This work is licensed under a Creative Commons Attribution-NonCommercial-ShareAlike 4.0 International License.
An almost automated workflow to process think-aloud data powered by Amazon Web Services (S3, Lambda, Transcribe, Lex).
The simple workflow: transcription -> segmentation -> encoding
This is a part of MSc. Thesis A Solution to Analyze Mobile Eye-tracking Data for GI User Research by Yuhao (Markie) Jiang, ITC-University of Twente, Enschede, The Netherlands, June 2020.
- AWS account
- Configured AWS CLI
- Boto3
AWS Transcribe supports multiple languages, but Lex only supports English. Thus this whole workflow only works for English (US), while the transcription part can be used for other languages supported by Amazon.
All inputs files should be stored in an S3 bucket with the following structure:
S3 Bucket
├── intents
│ └── code_name.txt
│ └── code_name.txt
│ └── ...
├── custom_vocabulary.txt
├── think_aloud_audio.mp3
├── another_audio.mp3
├── ...
custom_vocabulary.txt
should be in the Table Format
Audio files can be: .mp3, .mp4, .wav, .flac
intents
contains the .txt
files
Note: Intents don't have to be in the same buckets as the audio and vocabulary files, but they should be all stored under the sub-folder of intents
Intents should follow the naming of code_name.txt
, where code
is a simple code you want to use for your intent, and name
is the name of the intent. For example, I_mapinteraction.txt
represents an intent called "mapinteraction" with the code I.
The intent file should contain sample utterances separated by line break.
For example, the I_mapinteraction.txt
has the following content:
zoom in.
I'll zoom out a little bit more.
I'm click the button to...
...
You will need your AWS region name to run transcribe.py
You will also need a IAM role that has the following policies attached:
- AWSLambdaExecute
- AWSLambdaBasicExecutionRole
- AmazonLexRunBotsOnly
This can be done via AWS CLI or from the IAM console.
Note: transcribe.py
will create a temporary data-access-role that allow Transcribe to read and write into your S3 bucket when jobs are queued. This role is attached with these policies provided by Amazon. This role will be deleted as the script finishes.
Make sure the lambda_function
folder is in the same directory as the scripts before running the scripts!
Arguments:
- InputBucket (in): name of the bucket where you store your custom vocabulary and audio files
- OutputBucket (out): name of the bucket to store transcripts, can be the same with InputBucket
- Region (rg): the region of your CLI, has to be the same with the region of the buckets!
- Role (rl): the IAM role that has the accesses mentioned above.
For example: $ python transcribe.py bucket1 bucket2 us-west-2, FullAccessRole
Arguments:
- Bucket (b): name of the bucket where the intent folder is stored.

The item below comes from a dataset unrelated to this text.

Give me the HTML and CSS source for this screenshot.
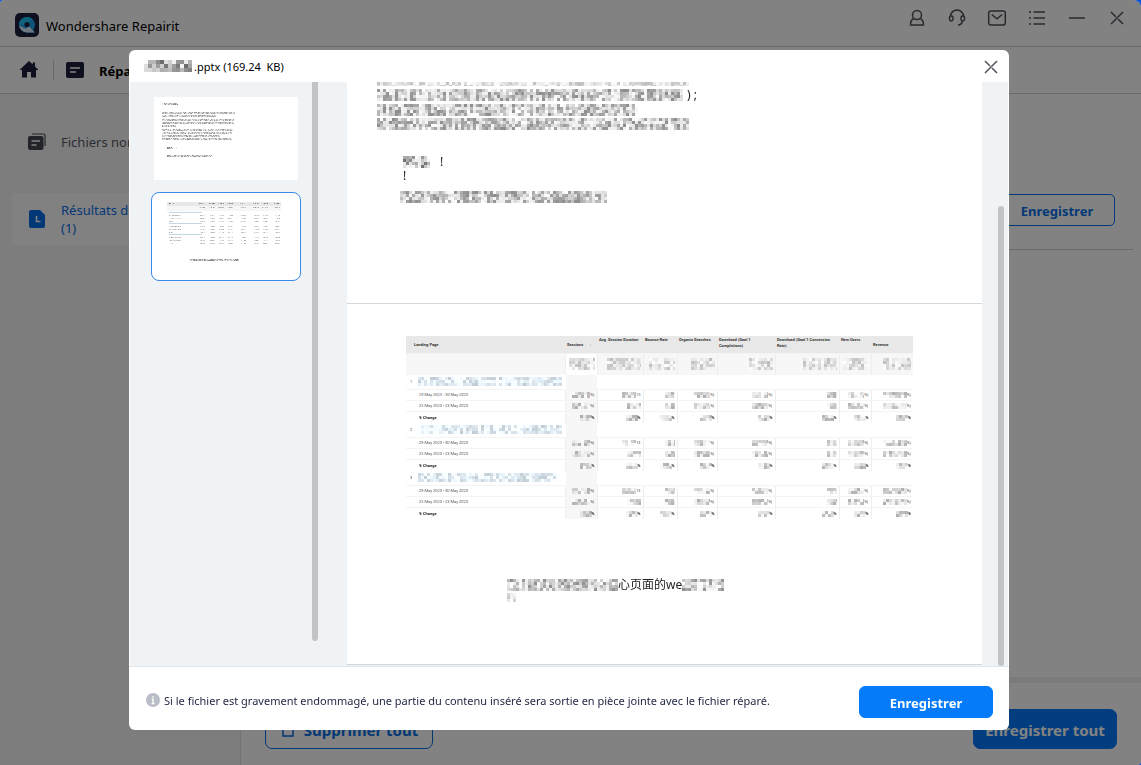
FILE: index.html
```html
<!DOCTYPE html>
<html lang="fr">
<head>
<meta charset="utf-8">
<meta name="viewport" content="width=device-width, initial-scale=1">
<title>Wondershare Repairit</title>
<link rel="stylesheet" href="styles.css">
</head>
<body>
<div class="app">
  <header class="titlebar">
    <svg class="logo" viewBox="0 0 24 24" aria-hidden="true">
      <rect width="24" height="24" rx="5" fill="#1d2040"/>
      <path d="M4 12a8 8 0 1 1 14.200 5l1.600 2.400H12A8 8 0 0 1 4 12z" fill="#1aa5e8"/>
      <path d="M4 12.500a8 8 0 0 0 8 6.900h7.800l-5.800-6.200-3 2.600z" fill="#d5ecff"/>
      <path d="M4 11.500a8 8 0 0 1 13-5.700L12 12z" fill="#1fc4f2"/>
      <circle cx="12" cy="11.500" r="2.600" fill="#1d2040"/>
    </svg>
    <span class="app-name">Wondershare Repairit</span>
    <div class="window-tools">
      <button class="tool" aria-label="Compte"><svg viewBox="0 0 20 20"><circle cx="10" cy="7" r="4.500"/><path d="M6.500 10.500C4.500 11.800 3.500 13.500 3.500 17h13c0-3.500-1-5.200-3-6.500"/></svg></button>
      <button class="tool" aria-label="Assistance"><svg viewBox="0 0 20 20"><path d="M3.500 9V8.500a6.500 6.500 0 0 1 13 0V9M15.500 13c-.5 2.500-2 4-4.500 4"/><rect x="2.500" y="8" width="3.500" height="5" rx="1.700"/><rect x="14" y="8" width="3.500" height="5" rx="1.700"/></svg></button>
      <button class="tool" aria-label="Messages"><svg viewBox="0 0 20 20"><rect x="1.700" y="3" width="16.600" height="14" rx="2"/><path d="M4.800 6.500 10 10.800l5.200-4.300"/></svg></button>
      <button class="tool" aria-label="Menu"><svg viewBox="0 0 20 20"><path d="M6.500 4H18M6.500 10H18M6.500 16H18M2 4h2M2 10h2M2 16h2"/></svg></button>
      <button class="tool" aria-label="Réduire"><svg viewBox="0 0 20 20"><path d="M2 10h16"/></svg></button>
      <button class="tool" aria-label="Fermer"><svg viewBox="0 0 20 20"><path d="m4 4 5 5M11 11l5 5M16 4 4 16"/></svg></button>
    </div>
  </header>

  <nav class="crumbs">
    <svg class="home" viewBox="0 0 20 20" aria-hidden="true"><path d="M10 1 .5 10H3v7.500h5V12h4v5.500h5V10h2.500L16 6.600V2.500h-2.300v2z"/></svg>
    <span class="crumb-rule"></span>
    <svg class="doc" viewBox="0 0 18 16" aria-hidden="true"><rect width="18" height="16" rx="2"/><path d="M4 6h10M4 10h6" stroke="#fff" stroke-width="1.500"/></svg>
    <strong class="crumb">Réparation de fichiers</strong>
  </nav>

  <div class="workspace">
    <aside class="sidebar">
      <a class="side-item" href="#">
        <svg class="side-icon" viewBox="0 0 18 18" aria-hidden="true"><path d="M4 1h11.500A1.500 1.500 0 0 1 17 2.500V13" fill="none" stroke="#444852" stroke-width="1.200"/><rect x="0" y="3" width="15.500" height="14" rx="2" fill="#444852"/><path d="M3.500 8h8.500M3.500 12h5" stroke="#fff" stroke-width="1.400"/></svg>
        <span>Fichiers non réparés</span>
      </a>
      <a class="side-item side-item-active" href="#">
        <svg class="side-icon" viewBox="0 0 18 20" aria-hidden="true"><path d="M3 1h9l5 5v11a2 2 0 0 1-2 2H3a2 2 0 0 1-2-2V3a2 2 0 0 1 2-2z" fill="#066fe8"/><path d="M8.500 7v5.500h4" fill="none" stroke="#fff" stroke-width="1.600"/></svg>
        <span>Résultats de réparation<br>(1)</span>
      </a>
    </aside>
    <main class="results">
      <section class="result-list">
        <div class="result-row"><button class="btn btn-outline">Enregistrer</button></div>
      </section>
      <footer class="actions">
        <button class="btn btn-outline btn-large btn-delete">
          <svg class="trash" viewBox="0 0 16 16" aria-hidden="true"><path d="M1 4h14M5 4V1h6v3M3 4v10h10V4"/></svg>Supprimer tout
        </button>
        <button class="btn btn-primary btn-large">Enregistrer tout</button>
      </footer>
    </main>
  </div>

  <div class="overlay">
    <section class="modal" role="dialog" aria-modal="true" aria-labelledby="file-name">
      <header class="modal-head">
        <h1 class="file-name" id="file-name"><canvas class="mosaic" width="48" height="12" data-cell="4" data-dark="100"></canvas>.pptx (169.24 &nbsp;KB)</h1>
        <button class="tool" aria-label="Fermer l'aperçu"><svg viewBox="0 0 20 20"><path d="m4 4 5 5M11 11l5 5M16 4 4 16"/></svg></button>
      </header>
      <div class="preview">
        <div class="thumbs">
          <button class="thumb" aria-label="Page 1"><canvas id="thumb-1" width="144" height="83"></canvas></button>
          <button class="thumb thumb-active" aria-label="Page 2"><canvas id="thumb-2" width="144" height="83"></canvas></button>
        </div>
        <div class="thumb-bar"></div>
        <div class="pages">
          <article class="page page-one">
            <div class="lines">
              <canvas class="mosaic" width="312" height="4" data-dark="190"></canvas>
              <div class="line"><canvas class="mosaic" width="306" height="12"></canvas><span class="tail">) ;</span></div>
              <canvas class="mosaic" width="261" height="12"></canvas>
              <canvas class="mosaic" width="312" height="12"></canvas>
            </div>
            <div class="note">
              <div class="line"><canvas class="mosaic" width="27" height="12" data-dark="110"></canvas><span class="bang">!</span></div>
              <div class="line"><span>!</span></div>
            </div>
            <div class="closing"><canvas class="mosaic" width="207" height="12"></canvas></div>
          </article>
          <article class="page page-two">
            <table class="stats">
              <colgroup><col class="c-page"><col class="c-sessions"><col class="c-avg"><col class="c-bounce"><col class="c-organic"><col class="c-goal"><col class="c-rate"><col class="c-new"><col class="c-revenue"></colgroup>
              <thead>
                <tr>
                  <th class="mid">Landing Page</th>
                  <th class="mid sort">Sessions <span>↓</span></th>
                  <th>Avg. Session Duration</th>
                  <th>Bounce Rate</th>
                  <th>Organic Searches</th>
                  <th>Download (Goal 1<br>Completions)</th>
                  <th>Download (Goal 1 Conversion<br>Rate)</th>
                  <th>New Users</th>
                  <th class="mid">Revenue</th>
                </tr>
              </thead>
              <tbody id="stats-body"></tbody>
            </table>
            <div class="caption">
              <canvas class="mosaic" width="111" height="12"></canvas><span>心页面的we</span><canvas class="mosaic" width="42" height="12"></canvas>
            </div>
            <canvas class="mosaic caption-tail" width="9" height="9" data-dark="190"></canvas>
          </article>
        </div>
        <div class="page-bar"></div>
      </div>
      <footer class="modal-foot">
        <svg class="info" viewBox="0 0 14 14" aria-hidden="true"><circle cx="7" cy="7" r="7" fill="#b9bdc7"/><path d="M7 3v1.600M5.800 6H7v4.500M5.500 10.500h3" stroke="#fff" stroke-width="1.300" fill="none"/></svg>
        <p class="hint">Si le fichier est gravement endommagé, une partie du contenu inséré sera sortie en pièce jointe avec le fichier réparé.</p>
        <button class="btn btn-primary btn-save">Enregistrer</button>
      </footer>
    </section>
  </div>
</div>
<script src="script.js"></script>
</body>
</html>
```

FILE: styles.css
```css
* { box-sizing: border-box; }
body {
  margin: 0;
  background: #0a55e0;
  color: #000;
  font-family: "Noto Sans", "Noto Sans CJK SC", sans-serif;
  font-size: 13px;
}
button { font-family: inherit; padding: 0; cursor: pointer; }
canvas { display: block; }

.app {
  position: relative;
  display: flex;
  flex-direction: column;
  min-height: 100vh;
  overflow: hidden;
  border-radius: 4px 8px 4px 0;
  background: #fff;
}

/* Title bar */
.titlebar {
  display: flex;
  align-items: center;
  height: 47px;
  padding: 4px 14px 0 15px;
  border-bottom: 1px solid #ced1da;
}
.logo { width: 24px; height: 24px; }
.app-name { margin-left: 7px; padding-top: 2px; font-size: 13px; }
.window-tools { display: flex; gap: 20px; margin: 0 0 14px auto; }
.tool {
  width: 20px;
  height: 20px;
  border: 0;
  background: none;
}
.tool svg {
  display: block;
  width: 20px;
  height: 20px;
  fill: none;
  stroke: #50535c;
  stroke-width: 1.5;
}

/* Navigation */
.crumbs {
  display: flex;
  align-items: center;
  height: 47px;
  padding-left: 19px;
  border-bottom: 1px solid #ced1da;
}
.home { width: 20px; height: 20px; fill: #1d2040; }
.crumb-rule { width: 1px; height: 20px; margin: 0 12px 0 14px; background: #ced1da; }
.doc { width: 18px; height: 16px; fill: #1d2040; }
.crumb { margin-left: 15px; padding-top: 2px; font-size: 13px; }

/* Workspace */
.workspace { display: flex; flex: 1; }
.sidebar {
  width: 241px;
  padding: 22px 12px;
  border-right: 1px solid #dfe1e8;
  background: #f5f5f8;
}
.side-item {
  display: flex;
  align-items: center;
  gap: 15px;
  height: 52px;
  margin-bottom: 25px;
  padding-left: 16px;
  border-radius: 4px;
  color: #585b65;
  line-height: 18px;
  text-decoration: none;
  white-space: nowrap;
}
.side-item-active { background: #fdfdff; color: #066fe8; }
.side-icon { width: 18px; height: 20px; }
.results { display: flex; flex: 1; flex-direction: column; }
.result-list { flex: 1; padding: 77px 8px 0 24px; }
.result-row {
  display: flex;
  align-items: center;
  justify-content: flex-end;
  height: 79px;
  padding-right: 18px;
  border-bottom: 1px solid #ced1da;
}
.actions {
  display: flex;
  justify-content: space-between;
  padding: 26px 24px 16px;
  border-top: 6px solid #f2f2f8;
}

/* Buttons */
.btn {
  width: 116px;
  height: 32px;
  padding-top: 2px;
  border: 1px solid #066fe8;
  border-radius: 5px;
  font-size: 13px;
  font-weight: 700;
}
.btn-outline { background: transparent; color: #066fe8; }
.btn-primary { border-color: #057bfa; background: #057bfa; color: #fff; }
.btn-large { width: 144px; height: 40px; border-radius: 7px; font-size: 15px; }
.btn-delete { display: flex; align-items: center; justify-content: center; gap: 8px; width: 168px; }
.trash { width: 16px; height: 16px; fill: none; stroke: #066fe8; stroke-width: 1.5; }
.btn-save { width: 134px; margin-left: auto; border-radius: 6px; }

/* Preview dialog */
.overlay {
  position: absolute;
  inset: 0;
  display: flex;
  padding: 50px 132px 35px 129px;
  background: rgba(0, 0, 0, 0.49);
}
.modal {
  display: flex;
  flex: 1;
  flex-direction: column;
  min-width: 0;
  overflow: hidden;
  border-radius: 6px;
  background: #fff;
}
.modal-head {
  display: flex;
  flex: none;
  align-items: center;
  justify-content: space-between;
  height: 32px;
  padding: 2px 8px 0 15px;
}
.file-name { display: flex; align-items: center; gap: 2px; margin: 0; padding-bottom: 2px; font-size: 11px; font-weight: 400; }
.preview {
  display: flex;
  flex: 1;
  min-height: 0;
  margin: 0 1px;
  background: #eff3f6;
}
.thumbs { display: flex; flex-direction: column; gap: 9px; padding: 12px 11px 0 21px; }
.thumb {
  padding: 2px;
  border: 1px solid transparent;
  border-radius: 8px;
  background: none;
}
.thumb-active { border-color: #3b8ae8; background: #fff; }
.thumb canvas { background: #fff; }
.thumb-bar { width: 6px; margin-bottom: 25px; border-radius: 0 0 3px 3px; background: #c1c4c6; }
.pages { flex: 1; min-width: 0; margin-left: 29px; overflow: hidden; }
.page { border-bottom: 1px solid #d4d7d9; background: #fff; color: #222; }
.page-one { height: 222px; padding-left: 30px; }
.page-two { height: 361px; padding: 32px 0 0 59px; }
.lines { display: flex; flex-direction: column; align-items: flex-start; gap: 2px; }
.line { display: flex; align-items: center; font-size: 12px; line-height: 14px; }
.tail { margin-left: 4px; }
.note { padding: 25px 0 0 26px; }
.bang { margin-left: 10px; }
.closing { padding: 8px 0 0 23px; }
.caption { display: flex; align-items: center; margin-top: 58px; padding-left: 101px; font-size: 12px; line-height: 16px; }
.caption-tail { margin-left: 101px; }
.page-bar { width: 6px; margin: 124px 4px 0 16px; border-radius: 3px; background: #c1c4c6; }

.modal-foot {
  display: flex;
  flex: none;
  align-items: center;
  height: 64px;
  padding: 6px 16px 0 17px;
  border-top: 1px solid #e3e6e8;
}
.info { flex: none; width: 14px; height: 14px; margin: 0 4px 4px 0; }
.hint { margin: 0 0 3px; color: #1f2440; font-size: 11px; }

.stats {
  width: 507px;
  border-collapse: collapse;
  table-layout: fixed;
  font-family: Roboto, sans-serif;
  font-size: 4px;
  line-height: 6px;
}
.c-page { width: 159px; }
.c-sessions { width: 32px; }
.c-avg { width: 46px; }
.c-bounce { width: 34px; }
.c-organic { width: 40px; }
.c-goal { width: 58px; }
.c-rate { width: 64px; }
.c-new { width: 32px; }
.c-revenue { width: 42px; }
.stats th, .stats td { height: 11px; padding: 0 2px; }
.stats th {
  height: 17px;
  padding-top: 1px;
  background: #e8e8e8;
  color: #333;
  font-weight: 700;
  text-align: left;
  vertical-align: top;
  white-space: nowrap;
}
.stats th.mid { vertical-align: middle; }
.stats th:first-child { padding-left: 8px; }
.stats th.sort span { margin-left: 5px; }
.stats td { border-left: 1px solid #eee; border-top: 1px solid #f4f4f4; color: #555; }
.stats td:first-child { padding-left: 13px; border-left: 0; }
.stats td:nth-child(2) { background: #f7f7f7; }
.stats .total td { height: 22px; background: #f7f7f7; }
.stats .total td:nth-child(2) { background: #fff; }
.stats .group td { height: 14px; border-top: 0; border-left-color: #fff; }
.stats .group td:first-child { padding-left: 4px; }
.stats .change td { height: 12px; padding-top: 1px; font-weight: 700; color: #222; }
.cell { display: flex; align-items: center; justify-content: flex-end; }
.group-cell { display: flex; align-items: center; gap: 6px; }
```

FILE: script.js
```js
let seed = 7;
function random() {
  seed = (seed * 16807) % 2147483647;
  return seed / 2147483647;
}

// Fills a canvas with the blocky pattern that hides private text.
function paintMosaic(canvas) {
  const ctx = canvas.getContext("2d");
  const cell = Number(canvas.dataset.cell || 3);
  const dark = Number(canvas.dataset.dark || 140);
  const blue = canvas.dataset.tone === "blue";
  for (let x = 0; x < canvas.width; x += cell) {
    const gap = random() < 0.14;
    for (let y = 0; y < canvas.height; y += cell) {
      const level = Math.round(dark + (255 - dark) * (gap ? 0.7 + random() * 0.3 : random()));
      ctx.fillStyle = blue
        ? `rgb(${level}, ${Math.min(255, level + 10)}, ${Math.min(255, level + 18)})`
        : `rgb(${level}, ${level}, ${level})`;
      ctx.fillRect(x, y, cell, cell);
    }
  }
}

function mosaic(width, height, cell, dark, tone) {
  return `<canvas class="mosaic" width="${width}" height="${height}" data-cell="${cell}" data-dark="${dark}" data-tone="${tone || ""}"></canvas>`;
}

const labels = ["29 May 2023 - 30 May 2023", "22 May 2023 - 23 May 2023", "% Change"];
const widths = [22, 18, 14, 20, 20, 14, 20, 28];
const endings = [
  ["%)", "13", "", "%)", "%)", "", "%)", "%)"],
  ["%)", "", "", "%)", "%)", "", "%)", "%)"],
  ["%", "%", "%", "%", "%", "%", "%", "%"]
];

let html = `<tr class="total"><td></td>${[26, 34, 26, 24, 24, 34, 26, 28]
  .map((w) => `<td><div class="cell">${mosaic(w, 12, 3, 190)}</div></td>`).join("")}</tr>`;
for (let group = 1; group <= 3; group++) {
  html += `<tr class="group"><td><div class="group-cell"><span>${group}</span>${mosaic(144, 9, 3, 195, "blue")}</div></td>${"<td></td>".repeat(8)}</tr>`;
  labels.forEach((label, row) => {
    const cells = widths.map((w, i) => {
      const width = row === 2 ? 12 : w - 4;
      return `<td><div class="cell">${mosaic(width, 6, 3, 175)}<span>${endings[row][i]}</span></div></td>`;
    }).join("");
    html += `<tr class="${row === 2 ? "change" : ""}"><td>${label}</td>${cells}</tr>`;
  });
}
document.getElementById("stats-body").innerHTML = html;
document.querySelectorAll(".mosaic").forEach(paintMosaic);

// Draws a row of tiny marks standing for a line of text in a thumbnail.
function tinyLine(ctx, x, y, width, height, dark) {
  for (let i = 0; i < width; i++) {
    for (let j = 0; j < height; j++) {
      const level = Math.round(dark + (250 - dark) * random());
      ctx.fillStyle = `rgb(${level}, ${level}, ${level})`;
      ctx.fillRect(x + i, y + j, 1, 1);
    }
  }
}

const first = document.getElementById("thumb-1").getContext("2d");
tinyLine(first, 8, 6, 16, 2, 120);
[73, 54, 72, 72, 14, 71, 70, 58, 70].forEach((w, i) => {
  tinyLine(first, 8, 15 + Math.round(i * 3.3), w, 2, 145);
});
tinyLine(first, 13, 50, 6, 2, 110);
tinyLine(first, 22, 50, 1, 2, 140);
tinyLine(first, 13, 58, 45, 2, 130);

const second = document.getElementById("thumb-2").getContext("2d");
const columns = [30, 40, 49, 58, 71, 84, 93, 105];
second.fillStyle = "#e8e8e8";
second.fillRect(13, 7, 114, 4);
second.fillStyle = "#f6f6f6";
second.fillRect(13, 11, 114, 5);
tinyLine(second, 14, 8, 6, 1, 110);
columns.forEach((x) => {
  tinyLine(second, x + 15, 8, 6, 1, 110);
  tinyLine(second, x + 15, 12, 6, 1, 150);
});
for (let group = 0; group < 3; group++) {
  const top = 17 + group * 11;
  second.fillStyle = "#c3d8e6";
  second.fillRect(15, top, 33, 1);
  for (let row = 0; row < 3; row++) {
    const y = top + 3 + row * 3;
    tinyLine(second, 15, y, row === 2 ? 4 : 12, 1, 170);
    columns.forEach((x) => tinyLine(second, x + 16, y, 5, 1, 175));
  }
}
tinyLine(second, 36, 64, 49, 2, 120);
```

- BotName (n): name of the bot
For example: $ python build_bot_s3.py mybucket mybot
Arguments:
- InputBucket (in): name of the bucket that stores the transcript segments produced by
transcribe.py
- Role (rl): the same role name used for
transcribe.py
- BotName (bn): name of the Lex bot
- BotAlias (ba): alias name of the Lex bot. If the bot is created with
build_bot_s3.py
, then the alias is[botname]_alias
For example: $ python encode.py mybucket FullAccessRole mybot mybot_alias
transcribe.py
will write transcripts in .json
as the AWS default format, as well as segmented transcripts (by sentence) in .tsv
to your output S3 bucket. Segmented transcripts follow the format of:
start_time | end_time | content |
---|---|---|
2.11 | 7.17 | and therefore I also need to old map |
build_bot_s3.py
will create intents and build a Lex chatbot. You can test, modify and rebuild the bot at the Lex Console.
encode.py
will write coded transcript sentences to your S3 bucket as tsv
files. They follow the format of:
start_time | end_time | content | BotCode |
---|---|---|---|
2.11 | 7.17 | and therefore I also need to old map | A |
Amazon is quite smart but not perfect. Thus human intervention is recommended as intermediate results are produced.
Modifying the transcripts: you can modify the tsv transcript segments by downloading and editing it in your text/sheet editor, or you can use this tool to modify the json transcript. Once you upload the modified json to the same bucket, an new segment file will be automatically generated.
Testing the bot and modifying the intents: this is easiest done through the Lex console. Do not run the build bot script again after you have created intents or bots with the same name.